* DIRECTIONS FOR THIS TASK *
In the listing below, locate the line with "Rebuild this screenshot" and the line with "border-[3px] border-[#35495e] rounded-[10px]", then output both and everything between them exactly, minus any pictures.

(Web page code records)
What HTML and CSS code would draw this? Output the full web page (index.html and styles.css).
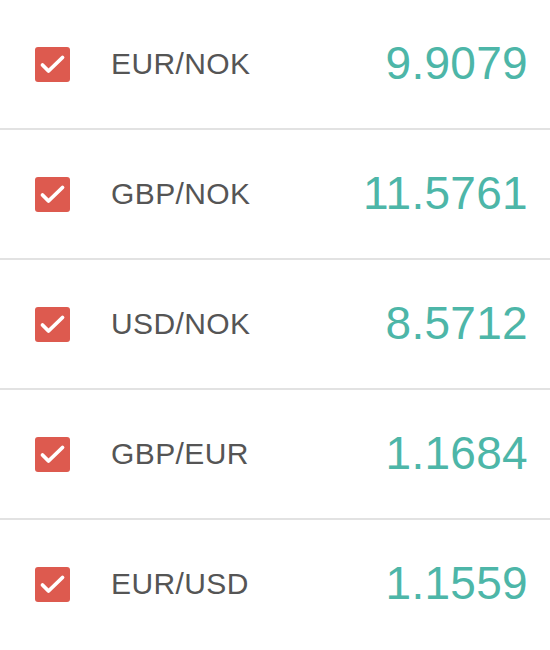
FILE: index.html
```html
<!DOCTYPE html>
<html>
<head>
<meta charset="utf-8">
<link rel="stylesheet" href="styles.css">
</head>
<body>
<ul class="list">
  <li class="row">
    <span class="check"><svg viewBox="0 0 35 35" width="35" height="35"><path d="M7.5 18 L13.5 24 L27.5 10.5" fill="none" stroke="#fff" stroke-width="3.8" stroke-linecap="round" stroke-linejoin="round"/></svg></span>
    <span class="pair">EUR/NOK</span>
    <span class="rate">9.9079</span>
  </li>
  <li class="row">
    <span class="check"><svg viewBox="0 0 35 35" width="35" height="35"><path d="M7.5 18 L13.5 24 L27.5 10.5" fill="none" stroke="#fff" stroke-width="3.8" stroke-linecap="round" stroke-linejoin="round"/></svg></span>
    <span class="pair">GBP/NOK</span>
    <span class="rate">11.5761</span>
  </li>
  <li class="row">
    <span class="check"><svg viewBox="0 0 35 35" width="35" height="35"><path d="M7.5 18 L13.5 24 L27.5 10.5" fill="none" stroke="#fff" stroke-width="3.8" stroke-linecap="round" stroke-linejoin="round"/></svg></span>
    <span class="pair">USD/NOK</span>
    <span class="rate">8.5712</span>
  </li>
  <li class="row">
    <span class="check"><svg viewBox="0 0 35 35" width="35" height="35"><path d="M7.5 18 L13.5 24 L27.5 10.5" fill="none" stroke="#fff" stroke-width="3.8" stroke-linecap="round" stroke-linejoin="round"/></svg></span>
    <span class="pair">GBP/EUR</span>
    <span class="rate">1.1684</span>
  </li>
  <li class="row">
    <span class="check"><svg viewBox="0 0 35 35" width="35" height="35"><path d="M7.5 18 L13.5 24 L27.5 10.5" fill="none" stroke="#fff" stroke-width="3.8" stroke-linecap="round" stroke-linejoin="round"/></svg></span>
    <span class="pair">EUR/USD</span>
    <span class="rate">1.1559</span>
  </li>
</ul>
</body>
</html>
```
FILE: styles.css
```css
html, body {
  margin: 0;
  padding: 0;
  background: #fff;
}
body {
  font-family: "Liberation Sans", Arial, sans-serif;
}
.list {
  list-style: none;
  margin: 0;
  padding: 0;
}
.row {
  display: flex;
  align-items: center;
  height: 128px;
  padding: 0 22px 0 35px;
  border-bottom: 2px solid #e2e2e2;
}
.row:last-child {
  border-bottom: none;
}
.check {
  width: 35px;
  height: 35px;
  border-radius: 3px;
  background: #dd5a4f;
  display: flex;
  flex-shrink: 0;
}
.pair {
  margin-left: 41px;
  font-size: 30px;
  letter-spacing: 0.4px;
  color: #555555;
  flex: 1;
}
.rate {
  font-size: 46px;
  letter-spacing: 0.3px;
  color: #4db6a8;
  margin-top: -3px;
}
```
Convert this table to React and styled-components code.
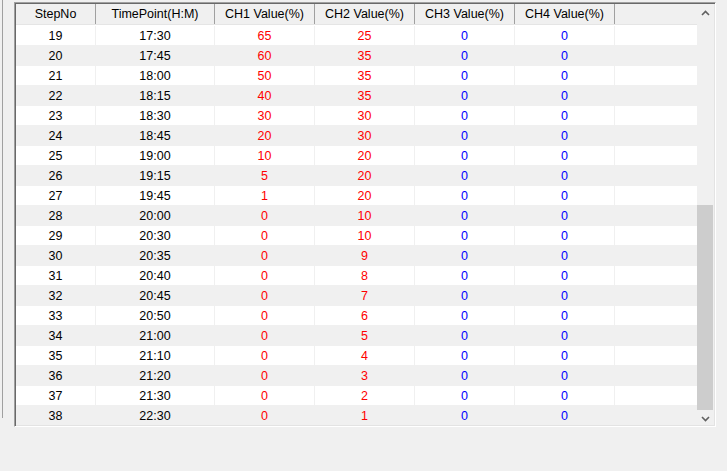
import React from "react";
import styled, { createGlobalStyle } from "styled-components";

const Global = createGlobalStyle`
  html, body { margin: 0; padding: 0; background: #f0f0f0; }
  body { font-family: "Liberation Sans", Arial, sans-serif; }
`;

const Page = styled.div`
  width: 727px;
  height: 471px;
  background: #f0f0f0;
  display: flex;
  align-items: flex-start;
  overflow: hidden;
`;

const SideEdge = styled.div`
  width: 1px;
  height: 418px;
  margin-left: 2px;
  background: #a0a0a0;
  flex: none;
`;

const Frame = styled.div`
  margin-left: 11px;
  margin-top: 2px;
  width: 702px;
  height: 425px;
  box-sizing: border-box;
  border-top: 1px solid #a0a0a0;
  border-left: 1px solid #a0a0a0;
  border-right: 1px solid #ffffff;
  border-bottom: 1px solid #ffffff;
  box-shadow: inset 1px 1px 0 #696969, inset -1px -1px 0 #e3e3e3;
  padding: 1px 1px 1px 1px;
  display: flex;
  flex: none;
  background: #ffffff;
`;

const ListArea = styled.div`
  flex: 1;
  display: flex;
  flex-direction: column;
  overflow: hidden;
  background: #ffffff;
`;

const cols = "80px 119px 100px 100px 100px 100px 1fr";

const HeaderRow = styled.div`
  display: grid;
  grid-template-columns: ${cols};
  height: 20px;
  background: #f0f0f0;
  border-bottom: 1px solid #e5e5e5;
  box-shadow: 0 1px 0 #ffffff;
  margin-bottom: 1px;
  flex: none;
`;

const HeaderCell = styled.div`
  display: flex;
  align-items: center;
  justify-content: center;
  font-size: 12.5px;
  color: #000000;
  border-right: ${(p) => (p.$last ? "none" : "1px solid #a0a0a0")};
  white-space: nowrap;
`;

const Row = styled.div`
  display: grid;
  grid-template-columns: ${cols};
  height: 20px;
  flex: none;
  background: ${(p) => (p.$alt ? "#f0f0f0" : "#ffffff")};
`;

const Cell = styled.div`
  display: flex;
  align-items: center;
  justify-content: center;
  font-size: 12.5px;
  color: ${(p) => p.$color || "#000000"};
  border-right: ${(p) => (p.$last ? "none" : "1px solid #f0f0f0")};
  border-bottom: 1px solid #f0f0f0;
  box-sizing: border-box;
`;

const Scrollbar = styled.div`
  width: 17px;
  flex: none;
  background: #f0f0f0;
  display: flex;
  flex-direction: column;
  align-items: stretch;
`;

const ArrowBtn = styled.div`
  height: 17px;
  display: flex;
  align-items: center;
  justify-content: center;
  flex: none;
`;

const Track = styled.div`
  flex: 1;
  display: flex;
  flex-direction: column;
  padding: 0 1px 0 0;
`;

const Thumb = styled.div`
  margin-top: 184px;
  height: 205px;
  background: #cdcdcd;
`;

const data = [
  [19, "17:30", 65, 25],
  [20, "17:45", 60, 35],
  [21, "18:00", 50, 35],
  [22, "18:15", 40, 35],
  [23, "18:30", 30, 30],
  [24, "18:45", 20, 30],
  [25, "19:00", 10, 20],
  [26, "19:15", 5, 20],
  [27, "19:45", 1, 20],
  [28, "20:00", 0, 10],
  [29, "20:30", 0, 10],
  [30, "20:35", 0, 9],
  [31, "20:40", 0, 8],
  [32, "20:45", 0, 7],
  [33, "20:50", 0, 6],
  [34, "21:00", 0, 5],
  [35, "21:10", 0, 4],
  [36, "21:20", 0, 3],
  [37, "21:30", 0, 2],
  [38, "22:30", 0, 1],
];

const Chevron = ({ up }) => (
  <svg width="9" height="6" viewBox="0 0 9 6">
    <polyline
      points={up ? "1,5 4.5,1.5 8,5" : "1,1 4.5,4.5 8,1"}
      fill="none"
      stroke="#606060"
      strokeWidth="1.6"
    />
  </svg>
);

export default function App() {
  const headers = [
    "StepNo",
    "TimePoint(H:M)",
    "CH1 Value(%)",
    "CH2 Value(%)",
    "CH3 Value(%)",
    "CH4 Value(%)",
    "",
  ];
  return (
    <>
      <Global />
      <Page>
        <SideEdge />
        <Frame>
          <ListArea>
            <HeaderRow>
              {headers.map((h, i) => (
                <HeaderCell key={i} $last={i === headers.length - 1}>
                  {h}
                </HeaderCell>
              ))}
            </HeaderRow>
            {data.map((r, i) => (
              <Row key={r[0]} $alt={i % 2 === 1}>
                <Cell>{r[0]}</Cell>
                <Cell>{r[1]}</Cell>
                <Cell $color="#ff0000">{r[2]}</Cell>
                <Cell $color="#ff0000">{r[3]}</Cell>
                <Cell $color="#0000ff">0</Cell>
                <Cell $color="#0000ff">0</Cell>
                <Cell $last />
              </Row>
            ))}
          </ListArea>
          <Scrollbar>
            <ArrowBtn>
              <Chevron up />
            </ArrowBtn>
            <Track>
              <Thumb />
            </Track>
            <ArrowBtn>
              <Chevron />
            </ArrowBtn>
          </Scrollbar>
        </Frame>
      </Page>
    </>
  );
}
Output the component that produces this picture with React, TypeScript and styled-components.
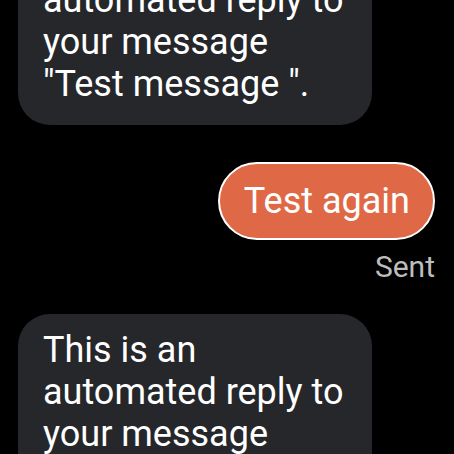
import React from 'react';
import styled, { createGlobalStyle } from 'styled-components';

const GlobalStyle = createGlobalStyle`
  html, body {
    margin: 0;
    padding: 0;
    background: #000;
    overflow: hidden;
  }
  body {
    font-family: Roboto, "Noto Sans", sans-serif;
  }
`;

interface Message {
  id: number;
  text: string;
  outgoing?: boolean;
  status?: string;
}

const messages: Message[] = [
  { id: 1, text: 'This is an automated reply to your message "Test message ".' },
  { id: 2, text: 'Test again', outgoing: true, status: 'Sent' },
  { id: 3, text: 'This is an automated reply to your message "Test again".' },
];

export default function App(): JSX.Element {
  return <>
    <GlobalStyle />
    <Screen>
      <Thread>
        {messages.map((m) => (
          <Row key={m.id} $outgoing={!!m.outgoing}>
            <Bubble $outgoing={!!m.outgoing}>{m.text}</Bubble>
            {m.status && <Status>{m.status}</Status>}
          </Row>
        ))}
      </Thread>
    </Screen>
  </>;
}

const Screen = styled.div`
  width: 454px;
  height: 454px;
  overflow: hidden;
  background: #000;
`;

const Thread = styled.div`
  display: flex;
  flex-direction: column;
  gap: 30px;
  padding: 0 19px 0 18px;
  margin-top: -78px;
`;

const Row = styled.div<{ $outgoing: boolean }>`
  display: flex;
  flex-direction: column;
  align-items: ${(p) => (p.$outgoing ? 'flex-end' : 'flex-start')};
  gap: 9px;
  margin-top: ${(p) => (p.$outgoing ? '7px' : '0')};
`;

const Bubble = styled.div<{ $outgoing: boolean }>`
  box-sizing: border-box;
  max-width: 354px;
  font-size: 36px;
  line-height: 42px;
  color: #fff;
  border-radius: ${(p) => (p.$outgoing ? '40px' : '32px')};
  padding: ${(p) => (p.$outgoing ? '16px 23px 16px 24px' : '15px 24px 20px 25px')};
  background: ${(p) => (p.$outgoing ? '#df6946' : '#25272b')};
  border: ${(p) => (p.$outgoing ? '2px solid #fff' : 'none')};
  white-space: pre-wrap;
`;

const Status = styled.div`
  font-size: 30px;
  line-height: 35px;
  color: #bdbdbd;
`;
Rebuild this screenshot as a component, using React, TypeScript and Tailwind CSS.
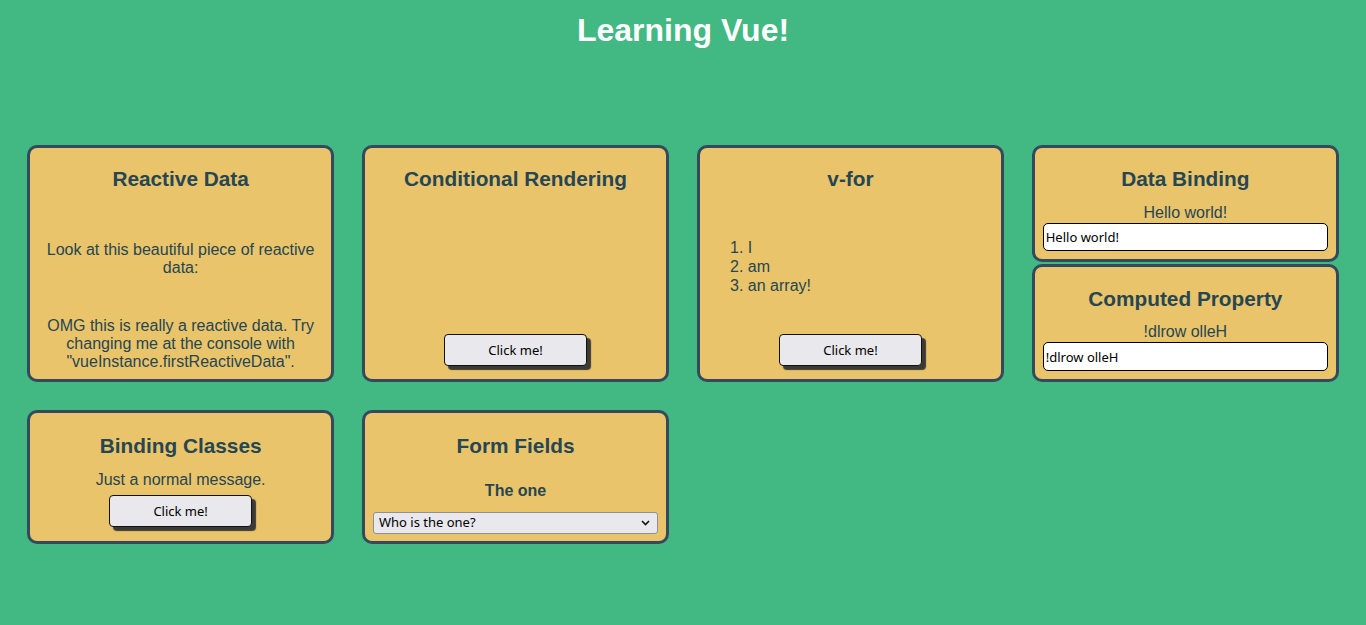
import React from "react";

const Btn = ({ className = "" }: { className?: string }) => (
  <button
    className={`w-[143px] h-[32px] bg-[#e9e8ed] border border-[#111] rounded-[4px] shadow-[4px_4px_1px_#3b3a34] text-[13px] leading-[30px] text-black font-['Noto_Sans',sans-serif] ${className}`}
  >
    Click me!
  </button>
);

const Title = ({ children }: { children: React.ReactNode }) => (
  <h2 className="text-[20.8px] leading-[24px] font-bold text-center">{children}</h2>
);

const card =
  "bg-[#e9c46a] border-[3px] border-[#35495e] rounded-[10px] flex flex-col px-2 text-[#264653] font-['Liberation_Sans',Arial,sans-serif]";

export default function App() {
  return (
    <div className="min-h-[625px] bg-[#42b883] font-['Liberation_Sans',Arial,sans-serif]">
      <h1 className="pt-[12px] text-center text-white text-[32px] leading-[37px] font-bold">
        Learning Vue!
      </h1>
      <div className="mt-[96px] grid grid-cols-4 gap-x-[27.67px] gap-y-[28px] pl-[27px] pr-[27px]">
        <div className={`${card} h-[237px] pt-[19px] pb-[9px]`}>
          <Title>Reactive Data</Title>
          <p className="mt-[50px] text-[16px] leading-[18px] text-center">
            Look at this beautiful piece of reactive data:
          </p>
          <p className="mt-[40px] text-[16px] leading-[18px] text-center">
            OMG this is really a reactive data. Try changing me at the console with
            "vueInstance.firstReactiveData".
          </p>
        </div>

        <div className={`${card} h-[237px] pt-[19px] pb-[13px] items-center`}>
          <Title>Conditional Rendering</Title>
          <Btn className="mt-auto" />
        </div>

        <div className={`${card} h-[237px] pt-[19px] pb-[13px]`}>
          <Title>v-for</Title>
          <ol className="mt-[47px] pl-10 list-decimal text-[16px] leading-[19px]">
            <li>I</li>
            <li>am</li>
            <li>an array!</li>
          </ol>
          <Btn className="mt-auto self-center" />
        </div>

        <div className="h-[237px] flex flex-col gap-[2px]">
          <div className={`${card} h-[117px] pt-[19px]`}>
            <Title>Data Binding</Title>
            <p className="mt-[13px] text-[16px] leading-[18px] text-center">Hello world!</p>
            <input
              readOnly
              value="Hello world!"
              className="mt-[1px] h-[28px] w-full bg-white border border-black rounded-[5px] px-[2px] text-[13px] text-black font-['Noto_Sans',sans-serif] outline-none"
            />
          </div>
          <div className={`${card} h-[118px] pt-[20px]`}>
            <Title>Computed Property</Title>
            <p className="mt-[12px] text-[16px] leading-[18px] text-center">!dlrow olleH</p>
            <input
              readOnly
              value="!dlrow olleH"
              className="mt-[1px] h-[29px] w-full bg-white border border-black rounded-[5px] px-[2px] text-[13px] text-black font-['Noto_Sans',sans-serif] outline-none"
            />
          </div>
        </div>

        <div className={`${card} h-[134px] pt-[21px] items-center`}>
          <Title>Binding Classes</Title>
          <p className="mt-[13px] text-[16px] leading-[18px] text-center">Just a normal message.</p>
          <Btn className="mt-[6px]" />
        </div>

        <div className={`${card} h-[134px] pt-[21px]`}>
          <Title>Form Fields</Title>
          <p className="mt-[24px] text-[16px] leading-[18px] text-center font-bold">The one</p>
          <div className="relative mt-[12px]">
            <select className="block appearance-none w-full h-[22px] bg-[#e9e8ed] border border-[#8f8f9d] rounded-[3px] pl-[5px] text-[13px] text-black font-['Noto_Sans',sans-serif] outline-none">
              <option>Who is the one?</option>
            </select>
            <svg
              className="absolute right-[8px] top-[8px] pointer-events-none"
              width="9"
              height="6"
              viewBox="0 0 9 6"
            >
              <path d="M1 1 L4.5 4.5 L8 1" fill="none" stroke="#111" strokeWidth="1.6" />
            </svg>
          </div>
        </div>
      </div>
    </div>
  );
}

* COMPLETE OUTPUT *
Rebuild this screenshot as a component, using React, TypeScript and Tailwind CSS.
import React from "react";

const Btn = ({ className = "" }: { className?: string }) => (
  <button
    className={`w-[143px] h-[32px] bg-[#e9e8ed] border border-[#111] rounded-[4px] shadow-[4px_4px_1px_#3b3a34] text-[13px] leading-[30px] text-black font-['Noto_Sans',sans-serif] ${className}`}
  >
    Click me!
  </button>
);

const Title = ({ children }: { children: React.ReactNode }) => (
  <h2 className="text-[20.8px] leading-[24px] font-bold text-center">{children}</h2>
);

const card =
  "bg-[#e9c46a] border-[3px] border-[#35495e] rounded-[10px] flex flex-col px-2 text-[#264653] font-['Liberation_Sans',Arial,sans-serif]";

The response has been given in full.